Nesse sentido, ao tempo em que percebo similitudes entre nós, também observo enormes diferenças, seja de tempo histórico, seja ainda pelo nosso modo de ser e de viver no mundo e nos mecanismos que utilizamos diante da sociedade e para a sociedade. É impensável, não destacar que o jornal o Cruzeiro (o principal periódico em que atuou), se tornou à época, o principal veículo de disseminação de discursos ligados ao catolicismo e, cujo principal objetivo era o estabelecimento de regras a serem seguidas pela sociedade local, de acordo com os preceitos da elite hegemônica da época.

Monsenhor Arias Benedito de Almeida Cruz teve um relevante papel no que diz respeito à manutenção das memórias do povo maranhense ao acreditar que entidades como esta Casa, possa manter a história viva e em permanente estado de pesquisa e elaboração de narrativas, cujos objetivos, se entrelaçaram, imagino eu, com sua crença e sua religiosidade. Ao papel que lhe cabia, ele soube exercer com maestria.

Por outro lado, também me é desafiador ocupar a cadeira n. 06, já que esta foi ocupada pela primeira vez pelo senhor Manoel Rodrigues Bezerra Filho, ilustre poeta caxiense, formado em letras e em Gestão de Pequenas e Médias Empresas, entusiasta da cultura, sendo uma das pessoas a contribuir com a criação da Secretaria Municipal de Cultura. Um grande feito para o Município de Caxias. 

Enquanto funcionário público, exerceu diversos cargos em vários órgão da administração pública local. Em 2003, foi aclamado Sócio Efetivo fundador desta Casa, em reconhecimento aos relevantes serviços que tem realizado em prol da cultura caxiense. Ao senhor Manoel Bezerra, meu profundo respeito e a partilha de amor por esta cidade.

Ocupar essa cadeira também é um desafio, já que, enquanto ativista do Movimento Negro, de modo especial do movimento de mulheres negras na política institucional, ocupar uma cadeira no Instituto Histórico e Geográfico de Caxias, também significa ampliar a luta para que mais mulheres como eu e com outras representatividades, possam a ocupar espaços como esse. A mim, não me é interessante seguir sem os meus e as minhas. 

Sou uma mulher que segue a perspectiva do quilombo, essa instituição que se estruturou no Brasil contra a escravidão, mas que ganhou contornos e configurações outras ao longo do processo histórico. O quilombo, hoje, mais do que os territórios ocupados por negros e negras, também se forja na luta empreendida pelos movimentos sociais, estando presente nas escolas de samba, nos terreiros de Umbanda, Candomblé e terecô, nas associações de moradores, nas rodas de capoeiras e em tantos outros espaços onde negros e negras se reúnem para pensar uma sociedade melhor.

Os estudos que temos empreendidos nos últimos anos têm servido para nos apontar que aprendemos uma história escrita por mãos brancas que, em grande medida, não retratam nossa forma de ser e de viver no mundo.

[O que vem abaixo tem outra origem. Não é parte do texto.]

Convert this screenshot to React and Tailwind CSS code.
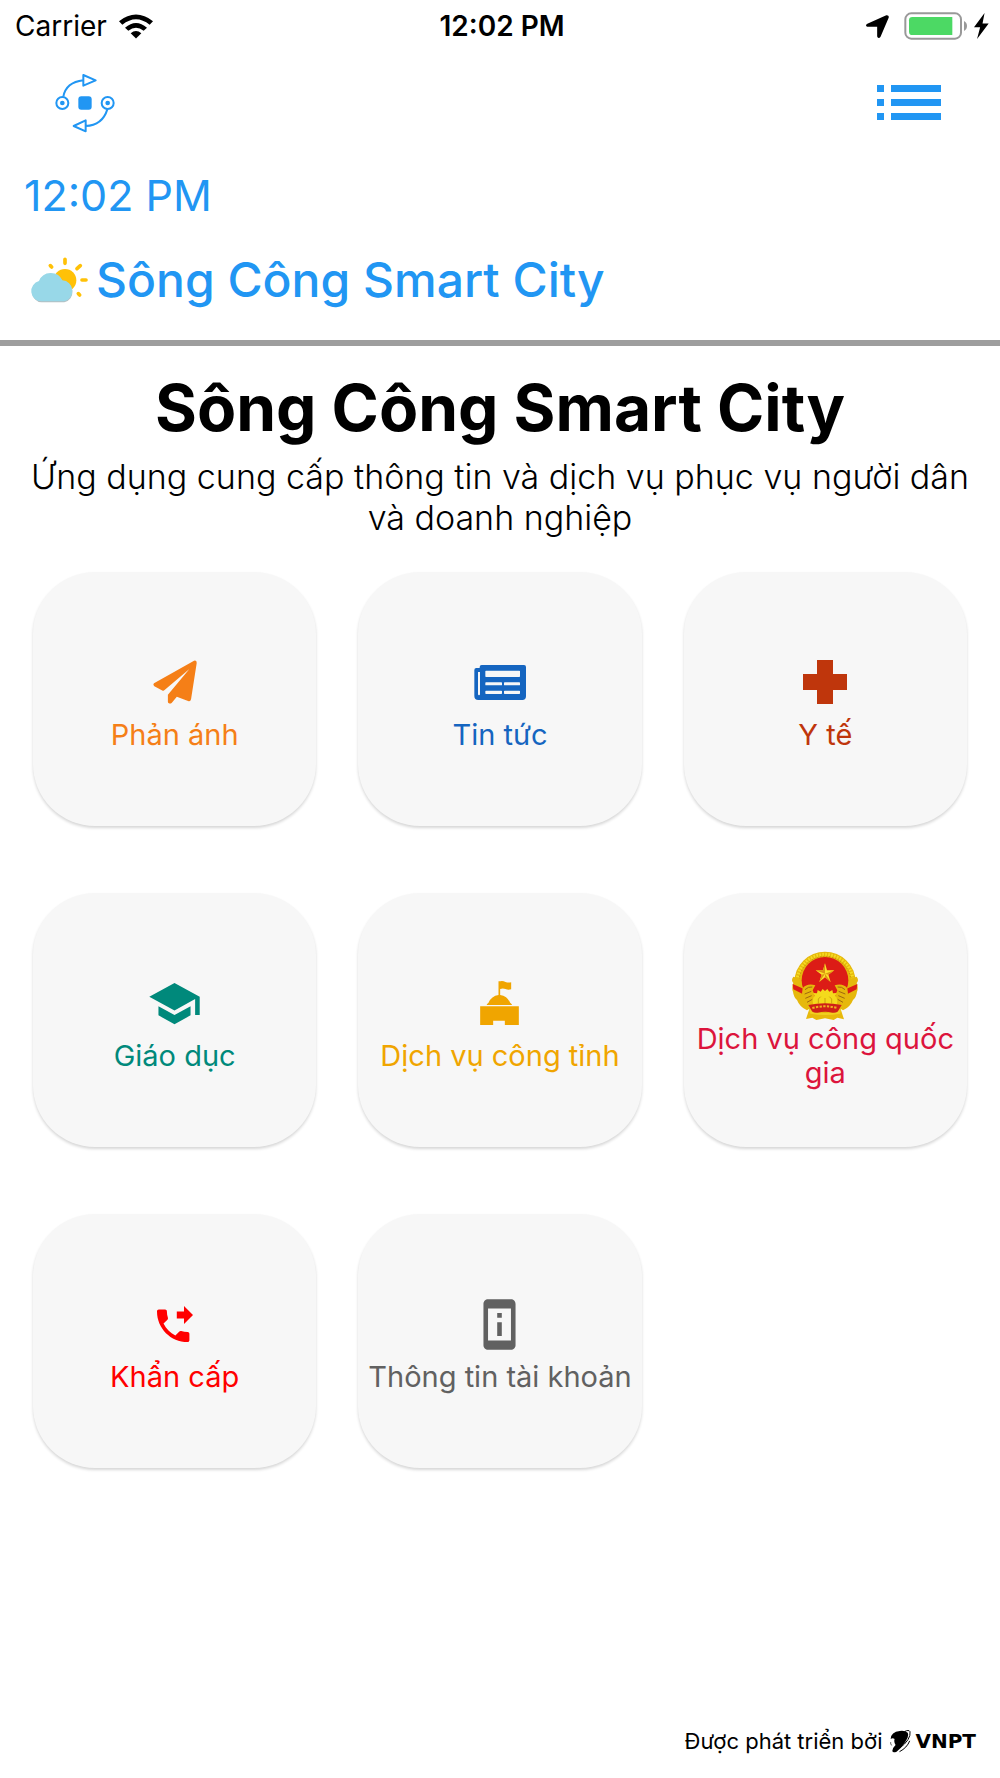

A história tratou de tentar nos calar, de esquecer nossas lideranças, empreendendo um verdadeiro epistemicídio não apenas do povo negro, mas também dos povos originários. No entanto, é necessário reafirmar aqui, como bem diz dona Conceição Evaristo, “eles combinaram de nos matar, mas nós combinamos de não morrer”.

Que a cadeira ora ocupada por mim, sirva também para contribuir no levantamento dessa história que foi esquecida e desvalorizada. Precisamos fazer o retorno, no sentido que nos aponta o Sankofa, símbolo adrinkra –  que faz parte do sistema de escrita pictográfica e de ideias comprometidas com a preservação e transmissão de valores fundamentais entre o povo Ashanti, atualmente localizados, principalmente nos países de Gana, Burkina Faso e Togo, na África Ocidental representado por um pássaro de duas cabeças – uma que aponta para o passado e uma direcionada ao futuro – para nos informar que para pensarmos esse futuro que é ancestral, é necessário olhar o passado e analisar o presente.  

“É preciso voltar e pegar”. Segurar nas mãos uns dos outros e na memória e história do nosso povo e construir o amanhã. Como afirmava Nêgo Bispo, o maior pensador contemporâneo, que partiu para o Orum no último dia 03 de dezembro: “nós somos começo, meio e começo”, porque nosso tempo é cíclico e eu só morro se vocês deixarem minha palavra morrer. Segundo ele: “Você é a pessoa que eu mais confio na nossa comunidade, mas você tem que assumir o compromisso de que você vai ensinar tudo o que eu lhe ensinei para quem precisar. E enquanto você ou alguém que aprendeu com você está ensinando, passando para frente o nosso conhecimento, eu estarei vivo, mesmo enterrado. Mas se você deixar de ensinar o que eu lhe ensinei, eu estarei enterrado, mesmo que esteja vivo. A minha vida está nas suas mãos. Você agora é responsável pelo meu viver”.

Gratidão. Axé!

Discurso de posse da professora Dra. Valdenia Menegon para o Instituto Histórico e Geográfico de Caxias-MA.